(GOAL) Using the records that follow, copy every line containing the word "components".

Dataset excerpt:
%%
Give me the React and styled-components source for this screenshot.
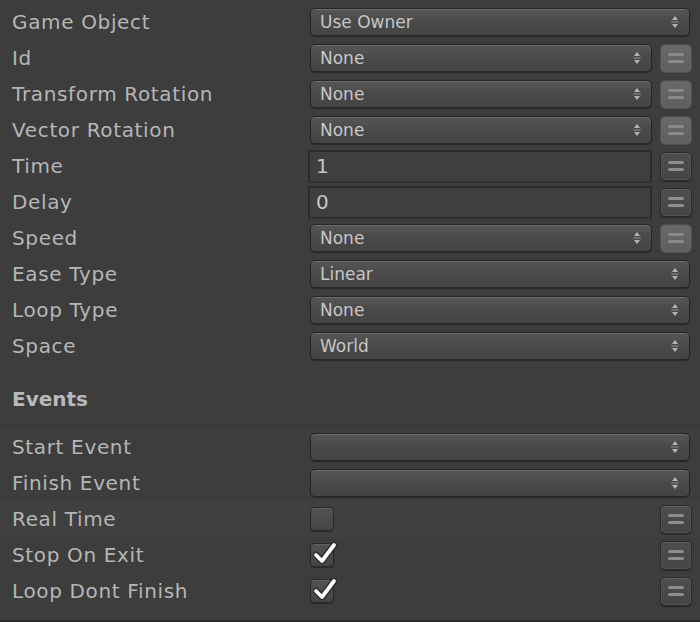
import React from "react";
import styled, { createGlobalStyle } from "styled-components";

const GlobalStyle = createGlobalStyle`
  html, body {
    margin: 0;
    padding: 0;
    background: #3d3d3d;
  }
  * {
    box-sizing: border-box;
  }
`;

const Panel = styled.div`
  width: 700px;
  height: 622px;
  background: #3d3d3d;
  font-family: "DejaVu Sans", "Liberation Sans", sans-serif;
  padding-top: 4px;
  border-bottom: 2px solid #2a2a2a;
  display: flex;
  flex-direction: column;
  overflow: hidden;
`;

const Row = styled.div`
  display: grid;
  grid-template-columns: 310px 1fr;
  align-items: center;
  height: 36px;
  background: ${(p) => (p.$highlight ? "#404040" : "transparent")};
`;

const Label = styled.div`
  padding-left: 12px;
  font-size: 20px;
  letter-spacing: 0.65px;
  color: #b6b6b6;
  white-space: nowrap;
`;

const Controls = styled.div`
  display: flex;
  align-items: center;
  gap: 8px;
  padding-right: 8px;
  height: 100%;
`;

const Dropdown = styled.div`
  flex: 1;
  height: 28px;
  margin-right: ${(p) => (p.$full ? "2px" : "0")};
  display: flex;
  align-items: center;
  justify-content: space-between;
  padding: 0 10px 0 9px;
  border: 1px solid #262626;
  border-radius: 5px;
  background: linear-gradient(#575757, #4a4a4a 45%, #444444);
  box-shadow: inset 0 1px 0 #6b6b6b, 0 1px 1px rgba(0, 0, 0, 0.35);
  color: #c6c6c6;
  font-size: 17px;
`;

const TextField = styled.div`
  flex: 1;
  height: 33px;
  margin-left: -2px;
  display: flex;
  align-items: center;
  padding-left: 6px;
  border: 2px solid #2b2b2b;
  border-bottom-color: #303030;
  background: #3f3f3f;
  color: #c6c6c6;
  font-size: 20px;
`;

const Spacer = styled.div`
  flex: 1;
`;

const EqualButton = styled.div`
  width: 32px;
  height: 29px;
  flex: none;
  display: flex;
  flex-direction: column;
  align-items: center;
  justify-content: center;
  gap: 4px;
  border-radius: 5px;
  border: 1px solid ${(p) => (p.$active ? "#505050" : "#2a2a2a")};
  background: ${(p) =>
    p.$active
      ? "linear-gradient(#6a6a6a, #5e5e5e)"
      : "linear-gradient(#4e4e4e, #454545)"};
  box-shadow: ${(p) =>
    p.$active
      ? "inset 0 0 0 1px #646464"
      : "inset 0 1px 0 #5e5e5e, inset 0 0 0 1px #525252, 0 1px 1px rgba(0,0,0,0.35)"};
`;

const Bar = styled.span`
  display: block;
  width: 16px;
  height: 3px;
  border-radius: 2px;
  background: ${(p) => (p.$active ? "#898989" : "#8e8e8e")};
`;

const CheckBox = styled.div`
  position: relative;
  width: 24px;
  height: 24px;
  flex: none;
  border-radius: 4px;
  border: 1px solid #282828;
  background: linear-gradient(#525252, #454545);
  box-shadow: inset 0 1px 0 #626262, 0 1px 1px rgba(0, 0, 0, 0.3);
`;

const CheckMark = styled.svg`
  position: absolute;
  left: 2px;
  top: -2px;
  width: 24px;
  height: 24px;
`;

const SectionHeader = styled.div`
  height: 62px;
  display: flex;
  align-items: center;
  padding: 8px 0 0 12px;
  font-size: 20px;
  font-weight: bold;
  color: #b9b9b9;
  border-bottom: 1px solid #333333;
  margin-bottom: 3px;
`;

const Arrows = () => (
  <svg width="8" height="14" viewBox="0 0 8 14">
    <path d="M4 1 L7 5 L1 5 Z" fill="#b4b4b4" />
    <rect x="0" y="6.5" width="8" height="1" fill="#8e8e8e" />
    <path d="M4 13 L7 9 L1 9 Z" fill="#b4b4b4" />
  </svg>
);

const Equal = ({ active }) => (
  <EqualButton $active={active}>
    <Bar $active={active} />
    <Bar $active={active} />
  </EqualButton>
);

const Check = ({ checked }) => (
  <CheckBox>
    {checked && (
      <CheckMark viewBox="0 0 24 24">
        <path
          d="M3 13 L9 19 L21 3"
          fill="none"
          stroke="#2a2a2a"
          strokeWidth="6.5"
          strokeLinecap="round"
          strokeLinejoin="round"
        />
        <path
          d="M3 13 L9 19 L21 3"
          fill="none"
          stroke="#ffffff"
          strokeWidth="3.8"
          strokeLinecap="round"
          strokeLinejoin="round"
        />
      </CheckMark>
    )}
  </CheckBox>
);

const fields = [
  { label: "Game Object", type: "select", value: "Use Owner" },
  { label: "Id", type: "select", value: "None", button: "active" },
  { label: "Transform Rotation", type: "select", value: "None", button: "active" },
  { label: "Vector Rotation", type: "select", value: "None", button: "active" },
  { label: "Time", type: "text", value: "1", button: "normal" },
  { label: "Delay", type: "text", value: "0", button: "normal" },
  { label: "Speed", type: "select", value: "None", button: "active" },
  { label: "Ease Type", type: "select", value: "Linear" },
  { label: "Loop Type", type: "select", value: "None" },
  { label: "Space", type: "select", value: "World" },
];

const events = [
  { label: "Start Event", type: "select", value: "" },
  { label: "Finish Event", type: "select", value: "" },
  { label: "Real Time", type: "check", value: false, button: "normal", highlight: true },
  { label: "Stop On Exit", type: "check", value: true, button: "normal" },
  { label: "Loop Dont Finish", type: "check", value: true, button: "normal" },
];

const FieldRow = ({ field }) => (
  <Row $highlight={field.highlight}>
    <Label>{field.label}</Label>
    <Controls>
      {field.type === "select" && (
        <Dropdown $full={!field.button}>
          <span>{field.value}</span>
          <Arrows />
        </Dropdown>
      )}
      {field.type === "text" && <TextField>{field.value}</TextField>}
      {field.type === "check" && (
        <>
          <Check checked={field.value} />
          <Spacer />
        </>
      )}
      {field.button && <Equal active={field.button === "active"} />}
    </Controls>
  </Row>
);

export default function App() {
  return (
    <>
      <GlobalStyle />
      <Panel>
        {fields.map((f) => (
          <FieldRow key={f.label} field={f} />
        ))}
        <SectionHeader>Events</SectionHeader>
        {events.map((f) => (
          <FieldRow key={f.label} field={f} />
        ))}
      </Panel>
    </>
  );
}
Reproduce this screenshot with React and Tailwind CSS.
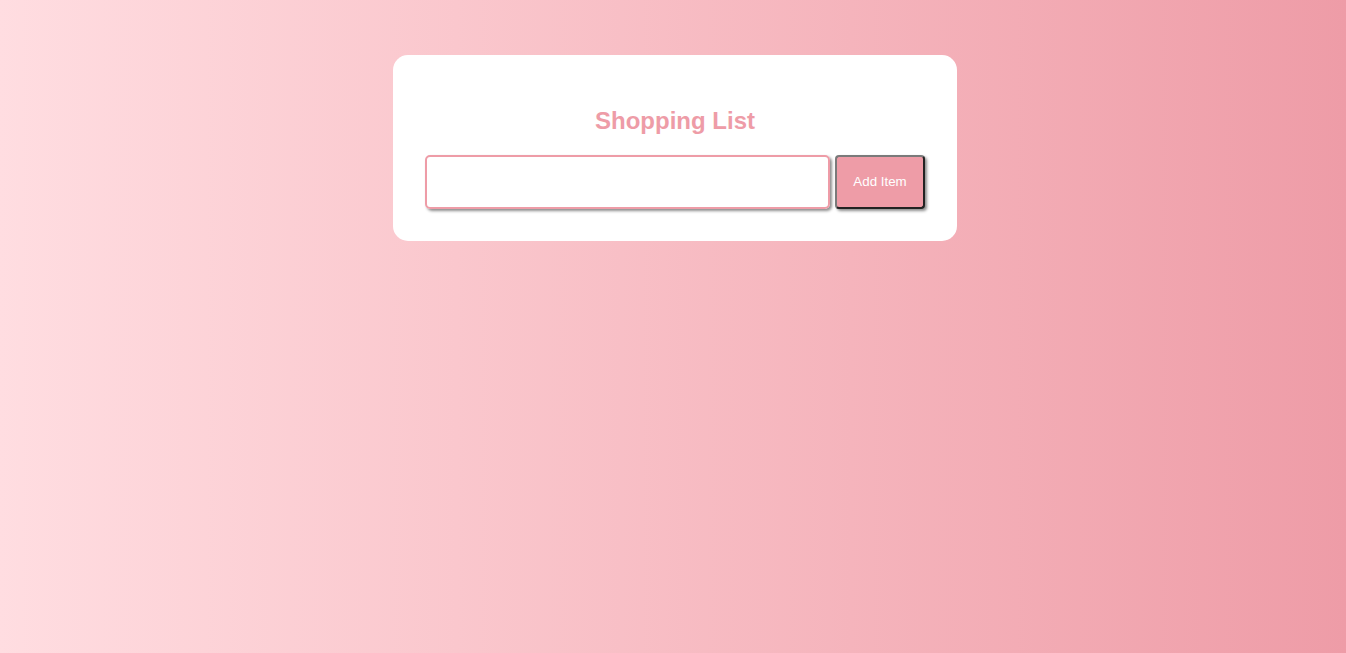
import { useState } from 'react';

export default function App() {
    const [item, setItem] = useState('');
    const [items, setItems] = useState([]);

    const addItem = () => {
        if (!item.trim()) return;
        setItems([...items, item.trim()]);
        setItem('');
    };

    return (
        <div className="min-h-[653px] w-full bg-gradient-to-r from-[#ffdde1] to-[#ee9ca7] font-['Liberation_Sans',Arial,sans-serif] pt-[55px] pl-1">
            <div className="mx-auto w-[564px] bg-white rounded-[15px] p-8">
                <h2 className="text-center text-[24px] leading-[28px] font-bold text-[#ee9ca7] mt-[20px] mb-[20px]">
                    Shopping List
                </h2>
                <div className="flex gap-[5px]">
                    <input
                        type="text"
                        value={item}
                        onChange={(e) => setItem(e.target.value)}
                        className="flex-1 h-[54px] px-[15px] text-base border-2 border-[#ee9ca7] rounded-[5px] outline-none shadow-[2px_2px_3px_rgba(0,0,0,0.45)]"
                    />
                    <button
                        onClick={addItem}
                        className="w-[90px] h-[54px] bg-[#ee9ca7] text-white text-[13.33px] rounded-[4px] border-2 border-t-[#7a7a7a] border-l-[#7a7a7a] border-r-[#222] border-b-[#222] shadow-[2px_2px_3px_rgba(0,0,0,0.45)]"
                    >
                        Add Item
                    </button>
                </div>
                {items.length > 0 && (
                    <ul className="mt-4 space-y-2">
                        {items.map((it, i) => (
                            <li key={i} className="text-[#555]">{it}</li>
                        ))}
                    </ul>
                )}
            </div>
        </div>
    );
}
%%
(RESPONSE)
Give me the React and styled-components source for this screenshot.
import styled, { createGlobalStyle } from "styled-components";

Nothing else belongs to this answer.